The Regiomat features variable shelves that can be adjusted to fit products of variable sizes. He was so impressed with the response in Kentucky that his company is looking for a US-based distributor and service company.

Reams agrees and says he intends to put a roof over his machine to help maintain optimum internal temperature for his products.

Reams says his average sale is $6.77 and that about 75 percent of his sales are made by customers using credit cards.

He is pleased with the variability of the compartment sizes and notes that he can put 18 units of items like snack sticks per row. He features nine flavors of snack sticks. He also merchandizes items like several varieties of brats and bacon in 12-oz. packages, cheese curds and summer sausages. He and his son Joe are looking into the idea of putting together cooked pot roasts with vegetables and gravy and similar items that could transform the machine from a snack vending unit to one that dispenses fully prepared meals.

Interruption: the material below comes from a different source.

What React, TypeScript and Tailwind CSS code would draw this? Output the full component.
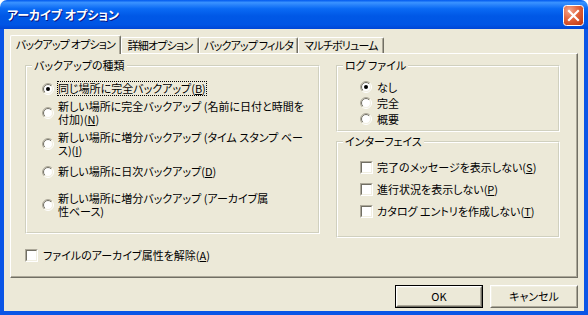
import type { ReactNode } from 'react';

const jp = "[font-family:'Noto_Sans_CJK_JP','Noto_Sans_CJK_SC',sans-serif] [font-feature-settings:'palt']";

function CloseButton() {
  return (
    <svg width="21" height="21" viewBox="0 0 21 21" className="shrink-0 mt-[1px]">
      <defs>
        <radialGradient id="closeFill" cx="0.3" cy="0.25" r="0.95">
          <stop offset="0" stopColor="#F4A68C" />
          <stop offset="0.45" stopColor="#E3663F" />
          <stop offset="1" stopColor="#C0370F" />
        </radialGradient>
      </defs>
      <rect x="0.5" y="0.5" width="20" height="20" rx="3" fill="url(#closeFill)" stroke="#fff" />
      <path d="M6 6 L15 15 M15 6 L6 15" stroke="#fff" strokeWidth="2.2" strokeLinecap="square" />
    </svg>
  );
}

function Radio({ checked }: { checked?: boolean }) {
  return (
    <svg width="12" height="12" viewBox="0 0 12 12" className="shrink-0">
      <defs>
        <linearGradient id="rOuter" x1="0" y1="0" x2="1" y2="1">
          <stop offset="0.5" stopColor="#ACA899" />
          <stop offset="0.5" stopColor="#FFFFFF" />
        </linearGradient>
        <linearGradient id="rInner" x1="0" y1="0" x2="1" y2="1">
          <stop offset="0.5" stopColor="#716F64" />
          <stop offset="0.5" stopColor="#F1EFE2" />
        </linearGradient>
      </defs>
      <circle cx="6" cy="6" r="5.5" fill="none" stroke="url(#rOuter)" />
      <circle cx="6" cy="6" r="4.5" fill="#fff" stroke="url(#rInner)" />
      {checked && <circle cx="6" cy="6" r="2" fill="#000" />}
    </svg>
  );
}

function Checkbox() {
  return (
    <div className="w-[13px] h-[13px] shrink-0 border border-t-[#ACA899] border-l-[#ACA899] border-b-white border-r-white">
      <div className="h-full bg-white border border-t-[#716F64] border-l-[#716F64] border-b-[#F1EFE2] border-r-[#F1EFE2]" />
    </div>
  );
}

function Group({ label, className, children }: { label: string; className: string; children: ReactNode }) {
  return (
    <div className={`relative border border-t-[#D0D0BF] border-l-[#D0D0BF] border-b-white border-r-white ${className}`}>
      <div className="h-full border border-t-white border-l-white border-b-[#D0D0BF] border-r-[#D0D0BF]">
        {children}
      </div>
      {/* label sits on the etched line */}
      <span className="absolute left-[6px] -top-[8px] px-[2px] bg-[#ECE9D8] leading-[14px] whitespace-nowrap">
        {label}
      </span>
    </div>
  );
}

function Key({ k }: { k: string }) {
  return <span className="underline underline-offset-[1px]">{k}</span>;
}

function Button({ children, isDefault }: { children: ReactNode; isDefault?: boolean }) {
  return (
    <div className={`w-[88px] h-[23px] ${isDefault ? 'border border-black' : ''}`}>
      <div className="h-full border border-t-white border-l-white border-b-[#716F64] border-r-[#716F64]">
        <div className="h-full flex items-center justify-center border border-t-[#F1EFE2] border-l-[#F1EFE2] border-b-[#ACA899] border-r-[#ACA899]">
          {children}
        </div>
      </div>
    </div>
  );
}

const tabs = [
  { label: 'バックアップ オプション', w: 'w-[111px]' },
  { label: '詳細オプション', w: 'w-[78px]' },
  { label: 'バックアップ フィルタ', w: 'w-[99px]' },
  { label: 'マルチボリューム', w: 'w-[86px]' },
];

export default function App() {
  return (
    <div className={`w-[588px] h-[315px] flex flex-col bg-white text-[11px] text-black ${jp}`}>
      {/* Title bar */}
      <div className="h-[29px] shrink-0 flex items-center pl-[7px] pr-[4px] rounded-t-[7px] bg-[linear-gradient(180deg,#0058EE_0%,#3A93FF_9%,#2A84FB_16%,#0A6AF4_30%,#0058E6_55%,#0055E5_85%,#0046D6_100%)]">
        <span className="flex-1 text-white font-bold text-[12px] [text-shadow:1px_1px_#0A1883] whitespace-nowrap">
          アーカイブ オプション
        </span>
        <CloseButton />
      </div>

      {/* Client area */}
      <div className="flex-1 flex flex-col bg-[#ECE9D8] border-x-4 border-b-4 border-[#0A55E6] pt-[6px] px-[6px]">
        {/* Tabs */}
        <div className="flex items-end h-[18px] tracking-[-0.8px]">
          {tabs.map((t, i) =>
            i === 0 ? (
              <div
                key={t.label}
                className={`${t.w} shrink-0 relative z-10 h-[19px] -mb-px flex items-center justify-center pb-[2px] bg-[#ECE9D8] rounded-t-[2px] border-t border-l border-r border-t-white border-l-white border-r-[#716F64] shadow-[inset_-1px_0_0_#ACA899] whitespace-nowrap`}
              >
                {t.label}
              </div>
            ) : (
              <div
                key={t.label}
                className={`${t.w} shrink-0 h-[16px] flex items-center justify-center rounded-t-[2px] border-t border-l border-r border-t-white border-l-white border-r-[#716F64] shadow-[inset_-1px_0_0_#ACA899] whitespace-nowrap`}
              >
                {t.label}
              </div>
            )
          )}
        </div>

        {/* Tab panel */}
        <div className="h-[225px] flex pl-[14px] pt-[11px] border border-t-white border-l-white border-b-[#716F64] border-r-[#716F64] shadow-[inset_-1px_-1px_0_#ACA899]">
          {/* Left column */}
          <div className="w-[295px] flex flex-col">
            <Group label="バックアップの種類" className="h-[169px]">
              <div className="flex flex-col pl-[15px] pt-[15px] leading-[13px] whitespace-nowrap">
                <div className="flex items-center gap-[4px]">
                  <Radio checked />
                  <span className="outline-1 outline-dotted outline-black">
                    同じ場所に完全バックアップ(<Key k="B" />)
                  </span>
                </div>
                <div className="flex items-center gap-[4px] mt-[5px]">
                  <Radio />
                  <div>
                    <span className="block">新しい場所に完全バックアップ (名前に日付と時間を</span>
                    <span className="block">
                      付加)(<Key k="N" />)
                    </span>
                  </div>
                </div>
                <div className="flex items-center gap-[4px] mt-[5px]">
                  <Radio />
                  <div>
                    <span className="block">新しい場所に増分バックアップ (タイム スタンプ ベー</span>
                    <span className="block">
                      ス)(<Key k="I" />)
                    </span>
                  </div>
                </div>
                <div className="flex items-center gap-[4px] mt-[8px]">
                  <Radio />
                  <span>
                    新しい場所に日次バックアップ(<Key k="D" />)
                  </span>
                </div>
                <div className="flex items-center gap-[4px] mt-[14px]">
                  <Radio />
                  <div>
                    <span className="block">新しい場所に増分バックアップ (アーカイブ属</span>
                    <span className="block">性ベース)</span>
                  </div>
                </div>
              </div>
            </Group>
            <div className="flex items-center gap-[5px] mt-[13px] whitespace-nowrap">
              <Checkbox />
              <span>
                ファイルのアーカイブ属性を解除(<Key k="A" />)
              </span>
            </div>
          </div>

          {/* Right column */}
          <div className="w-[224px] ml-[16px] flex flex-col">
            <Group label="ログ ファイル" className="h-[67px]">
              <div className="flex flex-col pl-[22px] pt-[12px]">
                {['なし', '完全', '概要'].map((l, i) => (
                  <div key={l} className="h-[16px] flex items-center gap-[5px]">
                    <Radio checked={i === 0} />
                    <span>{l}</span>
                  </div>
                ))}
              </div>
            </Group>
            <Group label="インターフェイス" className="h-[97px] mt-[9px]">
              <div className="flex flex-col pl-[22px] pt-[13px] whitespace-nowrap">
                <div className="h-[22px] flex items-center gap-[4px]">
                  <Checkbox />
                  <span>
                    完了のメッセージを表示しない(<Key k="S" />)
                  </span>
                </div>
                <div className="h-[22px] flex items-center gap-[4px]">
                  <Checkbox />
                  <span>
                    進行状況を表示しない(<Key k="P" />)
                  </span>
                </div>
                <div className="h-[22px] flex items-center gap-[4px]">
                  <Checkbox />
                  <span>
                    カタログ エントリを作成しない(<Key k="T" />)
                  </span>
                </div>
              </div>
            </Group>
          </div>
        </div>

        {/* Buttons */}
        <div className="flex justify-end gap-[7px] mt-[7px]">
          <Button isDefault>OK</Button>
          <Button>キャンセル</Button>
        </div>
      </div>
    </div>
  );
}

Reams says the machines cost in the range of $25,000, depending on options, and that he is considering installing them at off-premises locations.

“With the reasonable payback time for a machine we purchased, this could be like opening other stores for our products without all the property investment,” he contends. “I don’t believe that we have taken anything away from our store sales, but really added about a 10 percent increase in overall sales. It makes our product available to those driving by at a time convenient to them when our store is closed.”

Reams is also pleased with the security link and camera that connects to his cell phone. It enables him to monitor customer reaction to the machine and also alert him to the need to restock certain products.

“I try to rotate or replace any product that has been in the machine for more than a few days,” he continues. “Following that kind of schedule, I can rework the product through the retail counter but can rest assured that the quality coming out of the machine is always as good as that coming across our in-store service counter.”